Buyers can also get a tax credit of up to $1,000 to help cover the cost of purchasing and installing a residential or commercial EV charging station. This federal tax credit is available through June 30, 2026.

On top of those federal subsidies, New Mexico offers a tax credit of up to $3,000 for the purchase or lease of a new or used qualifying vehicle and a tax credit of up to $25,000 for the purchase and installation of EV charging units. New Mexico’s subsidies and mandates remain in full effect and are augmented by recently enacted building codes that require EV charging stations and/or infrastructure in new construction.

New Mexico is hardly alone. Nearly all states offer some subsidy for the purchase of EVs or EV charging stations.

Have we hit “peak” EV at this point? Only time will tell. Perhaps the Q1 data were an indicator that in the absence of overwhelming federal and state incentives, EVs remain a niche product. Or, maybe the uncertainty of federal policy changes caused prospective buyers to put their EV purchases on hold for the time being. If anything, though, the prospect that subsidies might be removed would be expected to accelerate sales.

It is always possible that if Trump is succeeded by a more EV-friendly president and a Democratic Congress, federal EV subsidies and mandates would be reintroduced nationwide.
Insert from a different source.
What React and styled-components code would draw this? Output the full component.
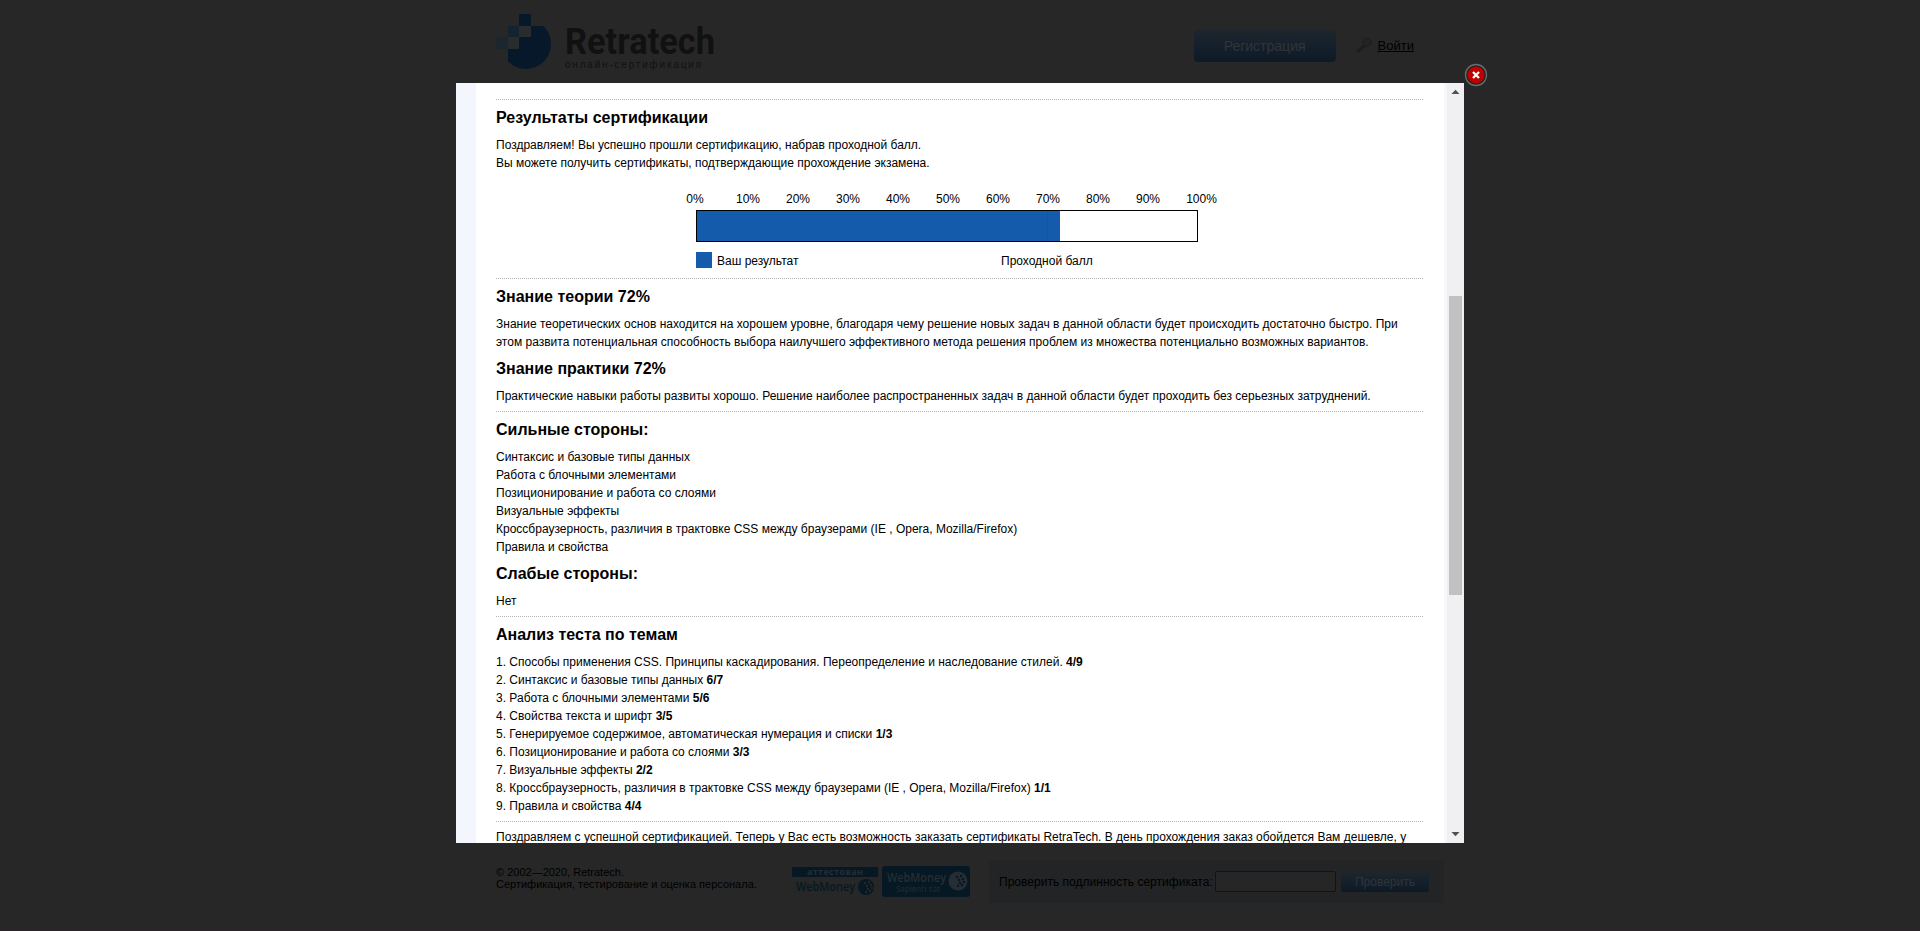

But for the time being, vehicle purchasers across the nation are free, subject to what they can afford, to choose for themselves the type of car they want to purchase, thanks to legislation passed by congressional Republicans and signed by President Trump. Despite federal subsidies that remain in place for the time being and additional incentives offered by numerous states, EV sales have at the very least leveled off and may be on a longer downward trend.

Instead of having politicians trying to force the vehicles they want on an unwilling public, auto manufacturers will be able to provide motorists with the cars they want and need. If EV technology improves, perhaps they will again see rapid growth in market share. Or, maybe hydrogen or some other technology will ultimately be seen as superior. It is worth noting that internal combustion vehicles continue to improve their efficiency as well. One report found that fuel efficiency has increased 35.4 percent over the past 20 years.

Whatever happens to the future of EVs, they should compete on an even playing field with other vehicles. Ideally, that would mean states eliminating their subsidies as the federal government’s go away. Furthermore, particularly due to their weight (which is typically heavier than that of conventional cars, meaning greater wear and tear on roads and bridges) and the fact that they do not pay gas taxes (which in turn fund road construction and maintenance), EV owners should be required by state policymakers to pay toward the upkeep of roads (rather than foisting that responsibility solely onto the drivers of gas-powered vehicles). Democrats in New Mexico’s legislature proposed a $120 annual road-maintenance fee for EVs last year, but it was killed in committee.

Most opponents of EV mandates and subsidies never had an issue with EVs. They just felt that (predominantly) left-wing policymakers were using the heavy hand of government to force a costly technology onto consumers before it was ready for prime time and in return for often exaggerated environmental benefits. Thankfully, the federal government has abandoned or is in the process of abandoning those policies. States should follow suit by leveling the playing field.